Do not use a hair dryer or other heated appliances on your hair. Blow drying causes a great amount of abrasion, which can strip the cuticle from the hair shaft, resulting in hair breakage and split ends. To further protect your hair against damage, avoid vigorous towel drying which can turn wet hair into a mass of tangles. Allow your hair to dry naturally and pat it dry with a towel if needed.

Now that you know how to take care of your hair what do you do when you are putting it up and covering it every day.

Well there are different ways to put your hair up. This website has many different ways to put your hair up. If you vary the way that you put up your hair it also helps avoid the headaches that can acompany wearing your long hair up all the time.
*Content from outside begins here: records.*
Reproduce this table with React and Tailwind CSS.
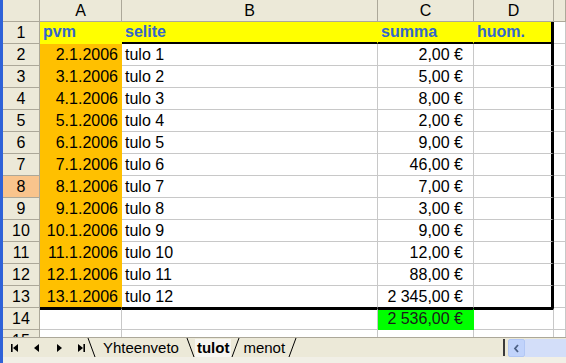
import React from "react";

const dates = [
  "2.1.2006", "3.1.2006", "4.1.2006", "5.1.2006", "6.1.2006", "7.1.2006",
  "8.1.2006", "9.1.2006", "10.1.2006", "11.1.2006", "12.1.2006", "13.1.2006",
];
const sums = [
  "2,00 €", "5,00 €", "8,00 €", "2,00 €", "9,00 €", "46,00 €",
  "7,00 €", "3,00 €", "9,00 €", "12,00 €", "88,00 €", "2 345,00 €",
];

const hdr =
  "h-[22px] box-border bg-[#ECE9D8] border-r border-b border-[#ACA899] flex items-center justify-center leading-[16px]";
const cell =
  "h-[22px] box-border border-r border-b border-[#C8C8C8] bg-white flex items-end leading-[16px] whitespace-nowrap overflow-hidden";

function NavIcon({ kind }) {
  return (
    <svg width="10" height="10" viewBox="0 0 10 10">
      {kind === "first" && (
        <>
          <rect x="1" y="1" width="1.6" height="8" fill="#000" />
          <polygon points="8,1 3,5 8,9" fill="#000" />
        </>
      )}
      {kind === "prev" && <polygon points="7,1 2,5 7,9" fill="#000" />}
      {kind === "next" && <polygon points="3,1 8,5 3,9" fill="#000" />}
      {kind === "last" && (
        <>
          <polygon points="2,1 7,5 2,9" fill="#000" />
          <rect x="7.4" y="1" width="1.6" height="8" fill="#000" />
        </>
      )}
    </svg>
  );
}

function Slant({ dir }) {
  return (
    <svg width="9" height="20" viewBox="0 0 9 20" className="shrink-0">
      {dir === "back" ? (
        <line x1="1" y1="0" x2="8" y2="19" stroke="#000" strokeWidth="1" />
      ) : (
        <line x1="1" y1="19" x2="8" y2="0" stroke="#000" strokeWidth="1" />
      )}
    </svg>
  );
}

export default function App() {
  const rows = [];

  // row 1 (yellow header)
  rows.push(
    <React.Fragment key="r1">
      <div className={hdr}>1</div>
      <div className={cell + " !bg-[#FFFF00] !border-[#FFFF00] pl-[3px] pb-[3px] font-bold text-[#3366CC]"}>pvm</div>
      <div className={cell + " !bg-[#FFFF00] !border-r-[#FFFF00] border-b-2 !border-b-black pl-[3px] pb-[2px] font-bold text-[#3366CC]"}>selite</div>
      <div className={cell + " !bg-[#FFFF00] !border-r-[#FFFF00] border-b-2 !border-b-black pl-[3px] pb-[2px] font-bold text-[#3366CC]"}>summa</div>
      <div className={cell + " !bg-[#FFFF00] border-r-[3px] !border-r-black border-b-2 !border-b-black pl-[3px] pb-[2px] font-bold text-[#3366CC]"}>huom.</div>
      <div className={cell}></div>
    </React.Fragment>
  );

  dates.forEach((d, i) => {
    const n = i + 2;
    const last = n === 13;
    rows.push(
      <React.Fragment key={d}>
        <div className={hdr + (n === 8 ? " !bg-[#F9C48C]" : "")}>{n}</div>
        <div className={cell + " !bg-[#FFC000] !border-r-[#FFC000] justify-end pr-[3px] pb-[2px] " + (last ? "!border-b-black" : "!border-b-[#FFC000]")}>{d}</div>
        <div className={cell + " pl-[3px] pb-[2px] " + (last ? "!border-b-black" : "")}>{"tulo " + (i + 1)}</div>
        <div className={cell + " justify-end pr-[10px] pb-[2px] " + (last ? "!border-b-black" : "")}>{sums[i]}</div>
        <div className={cell + " border-r-[3px] !border-r-black " + (last ? "!border-b-black" : "")}></div>
        <div className={cell}></div>
      </React.Fragment>
    );
  });

  // row 14 (total)
  rows.push(
    <React.Fragment key="r14">
      <div className={hdr}>14</div>
      <div className={cell + " border-t-2 !border-t-black"}></div>
      <div className={cell + " border-t-2 !border-t-black"}></div>
      <div className={cell + " border-t-2 !border-t-black !bg-[#00FF00] !border-r-[#00FF00] !border-b-[#00FF00] justify-end pr-[10px] pb-[2px] text-[#1a1a1a]"}>2 536,00 €</div>
      <div className={cell + " border-t-2 !border-t-black"}></div>
      <div className={cell}></div>
    </React.Fragment>
  );

  // row 15 (partly visible)
  rows.push(
    <React.Fragment key="r15">
      <div className={hdr}>15</div>
      <div className={cell}></div>
      <div className={cell}></div>
      <div className={cell}></div>
      <div className={cell}></div>
      <div className={cell}></div>
    </React.Fragment>
  );

  return (
    <div
      className="w-[566px] h-[363px] flex overflow-hidden bg-[#ECE9D8] text-black"
      style={{ fontFamily: '"Liberation Sans", Arial, sans-serif' }}
    >
      <div className="w-[3px] h-full bg-[#2F62D8] shrink-0"></div>
      <div className="w-[563px] flex flex-col">
        {/* sheet */}
        <div className="h-[337px] overflow-hidden text-[16px]">
          <div className="grid grid-cols-[37px_82px_256px_96px_80px_12px]">
            <div className={hdr}></div>
            <div className={hdr}>A</div>
            <div className={hdr}>B</div>
            <div className={hdr}>C</div>
            <div className={hdr}>D</div>
            <div className={hdr}></div>
            {rows}
          </div>
        </div>

        {/* sheet tabs + scrollbar */}
        <div className="h-[20px] flex items-stretch border-t border-[#ACA899] text-[15px]">
          <div className="w-[84px] flex items-center pl-[7px] gap-[12px]">
            <NavIcon kind="first" />
            <NavIcon kind="prev" />
            <NavIcon kind="next" />
            <NavIcon kind="last" />
          </div>
          <div className="flex items-center">
            <Slant dir="back" />
            <span className="px-[7px] leading-[18px]">Yhteenveto</span>
            <Slant dir="back" />
            <span className="px-[2px] font-bold leading-[18px] bg-[#F7F6F1]">tulot</span>
            <Slant dir="fwd" />
            <span className="px-[3px] leading-[18px]">menot</span>
            <Slant dir="fwd" />
          </div>
          <div className="flex-1"></div>
          <div className="w-[2px] bg-[#3A3A3A] my-[1px]"></div>
          <div className="w-[3px]"></div>
          <div className="w-[17px] bg-[#C1D3FB] border border-[#B2C7F5] rounded-[2px] flex items-center justify-center mt-[1px]">
            <svg width="7" height="9" viewBox="0 0 7 9">
              <polyline points="5,1 2,4.5 5,8" fill="none" stroke="#4D6185" strokeWidth="1.8" />
            </svg>
          </div>
          <div className="w-[41px] bg-[#D3DEF9] mt-[1px]"></div>
        </div>
        <div className="flex-1 bg-[#F1EFE6]"></div>
      </div>
    </div>
  );
}
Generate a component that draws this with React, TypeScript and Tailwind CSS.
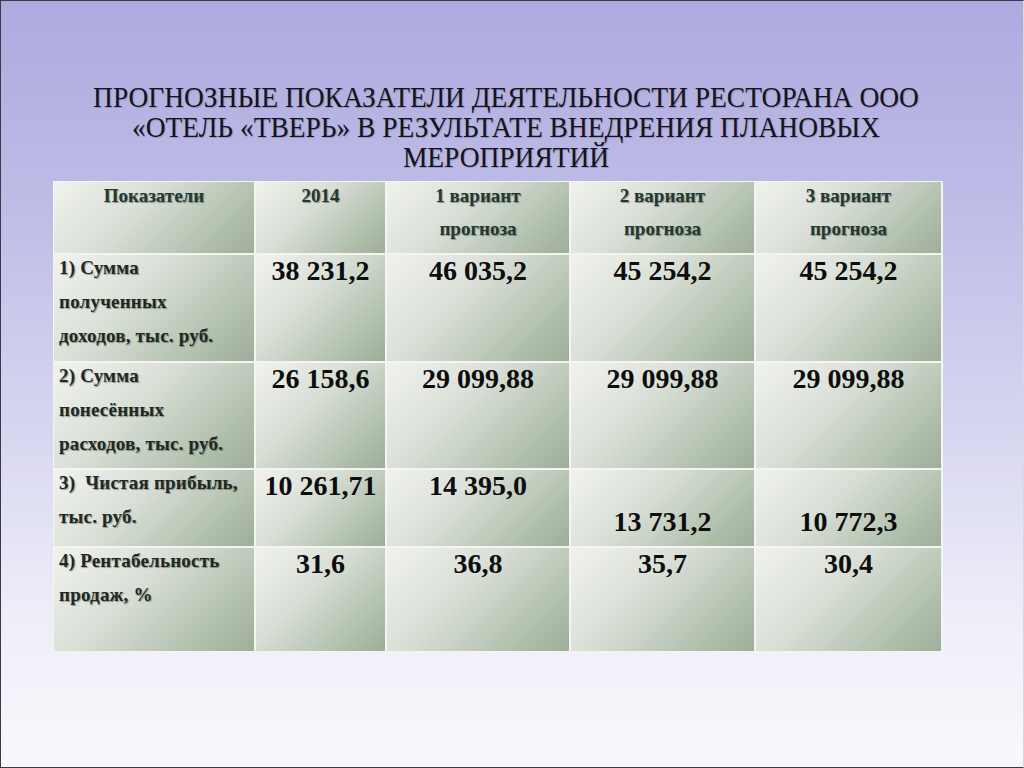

Ok our hair is up and now it is time to cover it. You can wear different types of coverings and they make some very feminine looking ones.


LisaM said...

Good lessons on hair care! Thank you for sharing all of this - when we cover it shouldn't just mean we're having a bad hair day. ;)

Lisa said...

WOW that should have been my post!

Kelly said...

Great ideas and tips for haircare! How important! Before I realized all about skincare I was just trying all kinds of stuff to stay young-looking (for as long as possible, LOL) and keep a glow. Now I use my olive oil soap after researching skin and it's made a dramatic difference.

P.S. What beautiful ideas for hair coverings! We're in an Old Order Mennonite community and I absolutely love seeing the ladies in their head coverings. They look so demure and and beautiful.